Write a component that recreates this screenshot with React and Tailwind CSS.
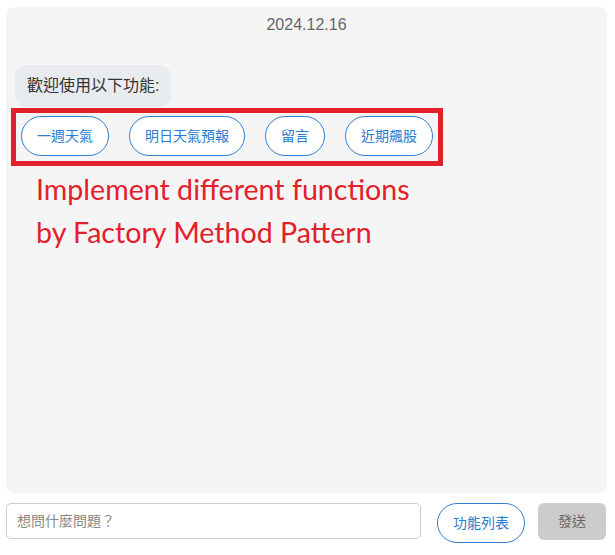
import React from "react";

const functions = ["一週天氣", "明日天氣預報", "留言", "近期飆股"];

const App = () => {
  return (
    <div className="w-[615px] h-[555px] bg-white font-['Liberation_Sans','Noto_Sans_CJK_TC',sans-serif] pl-[6px] pr-[8px] pt-[7px]">
      {/* chat panel */}
      <div className="w-[601px] h-[486px] bg-[#f5f5f5] rounded-lg flex flex-col items-start">
        <div className="w-full text-center text-[16px] leading-[18px] text-[#666] pt-[9px]">2024.12.16</div>

        <div className="mt-[31px] ml-[9px] h-[42px] px-[12px] flex items-center bg-[#e9ecef] rounded-[12px] text-[16px] text-[#333]">
          歡迎使用以下功能:
        </div>

        {/* highlighted quick replies */}
        <div className="mt-[1px] ml-[5px] w-[432px] h-[58px] border-[5px] border-[#e3202a] pl-[5px] pt-[3px] flex items-start gap-[20px]">
          {functions.map((name) => (
            <button
              key={name}
              className="h-[40px] px-[15px] rounded-full border border-[#2f80d1] bg-white text-[14px] text-[#2b7bd0] whitespace-nowrap"
            >
              {name}
            </button>
          ))}
        </div>

        <div className="mt-[2px] ml-[30px] font-['Lato',sans-serif] text-[28.6px] leading-[43px] text-[#e3202a]">
          <div>Implement different functions</div>
          <div>by Factory Method Pattern</div>
        </div>
      </div>

      {/* input row */}
      <div className="mt-[10px] flex items-start">
        <input
          className="w-[415px] h-[36px] border border-[#ccc] rounded-[5px] bg-white px-[10px] text-[14px] text-[#333] placeholder:text-[#888] outline-none"
          placeholder="想問什麼問題？"
        />
        <button className="ml-[16px] h-[40px] px-[15px] rounded-full border border-[#2f80d1] bg-white text-[14px] text-[#2b7bd0] whitespace-nowrap">
          功能列表
        </button>
        <button className="ml-[13px] w-[68px] h-[37px] rounded-md bg-[#ccc] text-[14px] text-[#666]">發送</button>
      </div>
    </div>
  );
};

export default App;
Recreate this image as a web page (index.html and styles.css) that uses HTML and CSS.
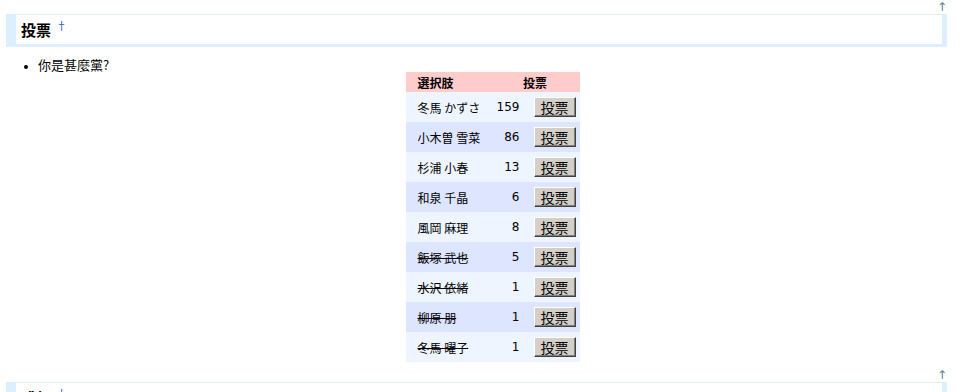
FILE: index.html
```
<!DOCTYPE html>
<html lang="ja">
<head>
<meta charset="utf-8">
<title>投票</title>
<link rel="stylesheet" href="styles.css">
</head>
<body>
<div class="page">
  <div class="jumpmenu"><a href="#top">↑</a></div>
  <h3 class="heading">投票<a class="anchor" href="#vote">†</a></h3>
  <ul class="list">
    <li>
      <div class="question">你是甚麼黨?</div>
      <table class="vote">
        <tr>
          <td class="label name-cell"><strong>選択肢</strong></td>
          <td class="label" colspan="2"><strong>投票</strong></td>
        </tr>
        <tr class="light"><td class="name-cell">冬馬 かずさ</td><td class="count">159</td><td class="btn-cell"><button class="btn">投票</button></td></tr>
        <tr class="dark"><td class="name-cell">小木曽 雪菜</td><td class="count">86</td><td class="btn-cell"><button class="btn">投票</button></td></tr>
        <tr class="light"><td class="name-cell">杉浦 小春</td><td class="count">13</td><td class="btn-cell"><button class="btn">投票</button></td></tr>
        <tr class="dark"><td class="name-cell">和泉 千晶</td><td class="count">6</td><td class="btn-cell"><button class="btn">投票</button></td></tr>
        <tr class="light"><td class="name-cell">風岡 麻理</td><td class="count">8</td><td class="btn-cell"><button class="btn">投票</button></td></tr>
        <tr class="dark"><td class="name-cell"><s>飯塚 武也</s></td><td class="count">5</td><td class="btn-cell"><button class="btn">投票</button></td></tr>
        <tr class="light"><td class="name-cell"><s>水沢 依緒</s></td><td class="count">1</td><td class="btn-cell"><button class="btn">投票</button></td></tr>
        <tr class="dark"><td class="name-cell"><s>柳原 朋</s></td><td class="count">1</td><td class="btn-cell"><button class="btn">投票</button></td></tr>
        <tr class="light"><td class="name-cell"><s>冬馬 曜子</s></td><td class="count">1</td><td class="btn-cell"><button class="btn">投票</button></td></tr>
      </table>
    </li>
  </ul>
  <div class="jumpmenu"><a href="#top">↑</a></div>
  <h3 class="heading">感想<a class="anchor" href="#comment">†</a></h3>
</div>
</body>
</html>
```
FILE: styles.css
```
html, body {
  margin: 0;
  padding: 0;
  background: #ffffff;
  color: #000000;
  font-family: "DejaVu Sans", "Noto Sans CJK JP", sans-serif;
  font-size: 12px;
}

.page {
  padding: 0 18px 0 6px;
}

.jumpmenu {
  height: 14px;
  line-height: 15px;
  text-align: right;
  font-size: 12px;
}

.jumpmenu a {
  color: #5a7fa8;
  text-decoration: none;
}

.heading {
  margin: 0;
  height: 29px;
  line-height: 21px;
  padding: 0 5px;
  border-top: 1px solid #ddeeff;
  border-left: 10px solid #ddeeff;
  border-right: 5px solid #ddeeff;
  border-bottom: 3px solid #ddeeff;
  background: #ffffff;
  font-family: "Noto Sans CJK JP", sans-serif;
  font-size: 15px;
  font-weight: bold;
  display: flex;
  align-items: center;
}

.anchor {
  color: #215dc6;
  text-decoration: none;
  font-weight: normal;
  font-size: 11px;
  margin-left: 5px;
  align-self: flex-start;
  line-height: 14px;
  margin-top: 3px;
}

.list {
  margin: 11px 0 6px 0;
  padding-left: 32px;
}

.question {
  line-height: 14px;
  font-size: 13px;
  font-family: "Noto Sans CJK JP", sans-serif;
}

.vote {
  margin: 0 auto;
  border-collapse: collapse;
  border-spacing: 0;
}

.vote td {
  box-sizing: border-box;
  padding: 0;
  height: 30px;
  vertical-align: middle;
  white-space: nowrap;
}

.vote td.label {
  height: 20px;
  background: #ffcccc;
  text-align: center;
  font-family: "Noto Sans CJK JP", sans-serif;
}

.vote td.label.name-cell {
  text-align: left;
}

.name-cell {
  width: 85px;
  padding-left: 12px !important;
  font-family: "Noto Sans CJK JP", sans-serif;
}

.count {
  width: 35px;
  text-align: right;
  padding-right: 6px !important;
}

.btn-cell {
  width: 54px;
  padding-left: 8px !important;
}

.light td {
  background: #eef5ff;
}

.dark td {
  background: #dde5ff;
}

.btn {
  display: block;
  box-sizing: border-box;
  width: 42px;
  height: 20px;
  padding: 0;
  margin: 0;
  background: #d4d0c8;
  color: #000000;
  font-family: "Noto Sans CJK JP", sans-serif;
  font-size: 14px;
  line-height: 16px;
  border: 1px solid;
  border-color: #ffffff #404040 #404040 #ffffff;
  box-shadow: inset -1px -1px 0 #808080;
}
```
======
From the listing above, pick out every line containing "that".

Write a component that recreates this screenshot with React and Tailwind CSS.
Recreate this image as a web page (index.html and styles.css) that uses HTML and CSS.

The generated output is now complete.